I am reflecting tonight on how I tend to think mainly about results when it comes to writing, as well as "overarching" trajectory. It's almost as if I want to reduce the process of writing (or distill it) down to one particular thing or theme. It's something that has been socialized in me, and I suspect that as many people get to university, they are pressured to specialize in some way. Thus, rather than writing about several things at once, we are asked to whittle our interests down to one or two sizable subjects. The pressure in writing is often not to expand one's thoughts but to distill them and to put them in focus. Otherwise, we will end up cluttering the page (or the screen, in this case) with too many ideas and thoughts.
This mentality of trying to distill our thinking into one or two ideas is quite good, and it's the basis for writing in general. But sometimes what it results in is a kind of premature narrowing of one's thinking before creative ideas can really come out to the fore. I suspect that when I come to write, I am so determined to have a single point or purpose in writing that I forego the "painful" process of brainstorming or free-flowing that should probably precede any proposals or written work. Could it be that I have become so attached to the "final result" of a written piece that I might try to forego the messier dynamics of arriving at a writing topic that is original and worth exploring using new lenses?
What I think might be missing or somewhat lacking here is the trust that what seems chaotic and disconnected will eventually resolve, with time and effort, into new discoveries or connections. Time is actually perhaps more crucial than effort: there are many times when I have read accounts of creative people who tried too hard to push for a resolution to their unresolved questions and doubts that they ended up exhausting their ideas, only to find a novel solution when their mind seemed least focused on it. We form connections, but sometimes the conscious mind only puts together the more obvious ones, which have been used time and again.

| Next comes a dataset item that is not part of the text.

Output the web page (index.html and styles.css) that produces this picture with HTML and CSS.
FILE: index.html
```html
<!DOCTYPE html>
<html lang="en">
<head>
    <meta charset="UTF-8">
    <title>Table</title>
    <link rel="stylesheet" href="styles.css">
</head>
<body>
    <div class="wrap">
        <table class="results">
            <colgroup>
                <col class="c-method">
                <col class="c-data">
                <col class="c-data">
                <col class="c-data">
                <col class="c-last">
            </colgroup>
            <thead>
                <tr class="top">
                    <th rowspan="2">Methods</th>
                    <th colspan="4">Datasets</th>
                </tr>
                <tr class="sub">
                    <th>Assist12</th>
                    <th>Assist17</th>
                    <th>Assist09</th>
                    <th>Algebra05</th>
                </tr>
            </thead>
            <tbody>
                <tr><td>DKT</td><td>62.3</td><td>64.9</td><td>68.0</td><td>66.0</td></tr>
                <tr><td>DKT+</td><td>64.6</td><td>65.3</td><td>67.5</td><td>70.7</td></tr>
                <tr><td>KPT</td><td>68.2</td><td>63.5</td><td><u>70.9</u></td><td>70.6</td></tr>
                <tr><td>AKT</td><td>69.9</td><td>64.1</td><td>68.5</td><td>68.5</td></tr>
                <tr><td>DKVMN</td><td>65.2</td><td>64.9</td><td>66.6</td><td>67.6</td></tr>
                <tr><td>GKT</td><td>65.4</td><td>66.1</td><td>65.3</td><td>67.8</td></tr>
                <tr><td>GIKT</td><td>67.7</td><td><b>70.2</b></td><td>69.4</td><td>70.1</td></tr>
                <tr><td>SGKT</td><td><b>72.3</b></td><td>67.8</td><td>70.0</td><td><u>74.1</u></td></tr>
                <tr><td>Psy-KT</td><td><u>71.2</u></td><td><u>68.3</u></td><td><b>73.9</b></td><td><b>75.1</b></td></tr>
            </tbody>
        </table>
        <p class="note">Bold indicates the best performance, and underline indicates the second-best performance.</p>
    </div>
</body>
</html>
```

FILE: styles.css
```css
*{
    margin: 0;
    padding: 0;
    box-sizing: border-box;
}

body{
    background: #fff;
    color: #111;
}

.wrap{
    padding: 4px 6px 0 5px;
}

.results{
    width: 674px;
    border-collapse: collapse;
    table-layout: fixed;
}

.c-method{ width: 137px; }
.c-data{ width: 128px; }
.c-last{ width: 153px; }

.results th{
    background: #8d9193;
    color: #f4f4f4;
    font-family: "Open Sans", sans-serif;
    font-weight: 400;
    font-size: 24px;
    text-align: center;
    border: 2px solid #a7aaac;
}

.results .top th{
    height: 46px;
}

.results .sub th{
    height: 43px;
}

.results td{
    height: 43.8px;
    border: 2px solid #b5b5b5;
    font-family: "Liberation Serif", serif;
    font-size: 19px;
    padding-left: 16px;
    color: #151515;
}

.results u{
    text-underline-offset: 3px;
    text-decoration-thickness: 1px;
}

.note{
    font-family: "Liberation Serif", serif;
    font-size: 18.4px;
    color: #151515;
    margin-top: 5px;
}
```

What I am arguing is to forego specialization for a while in the initial planning stages of the creative process, and to allow things to be a bit messy without concluding that this is a kind of failure. It's only when I have many different ideas laid out on the table that I can later pick and choose the ones that might make for intriguing research topics or ideas. However, if I push too hard for ideas to conform to a "master idea" that I am already enamored with from the get-go, I fail to see more intriguing or novel connections that can come when the mind is simply open, and not discriminating one idea as "good" or the other as "bad". I think this also requires the maturity of knowing that published (or publishable) results are never final ones, and that the process is always recursive and branching further into new possibilities.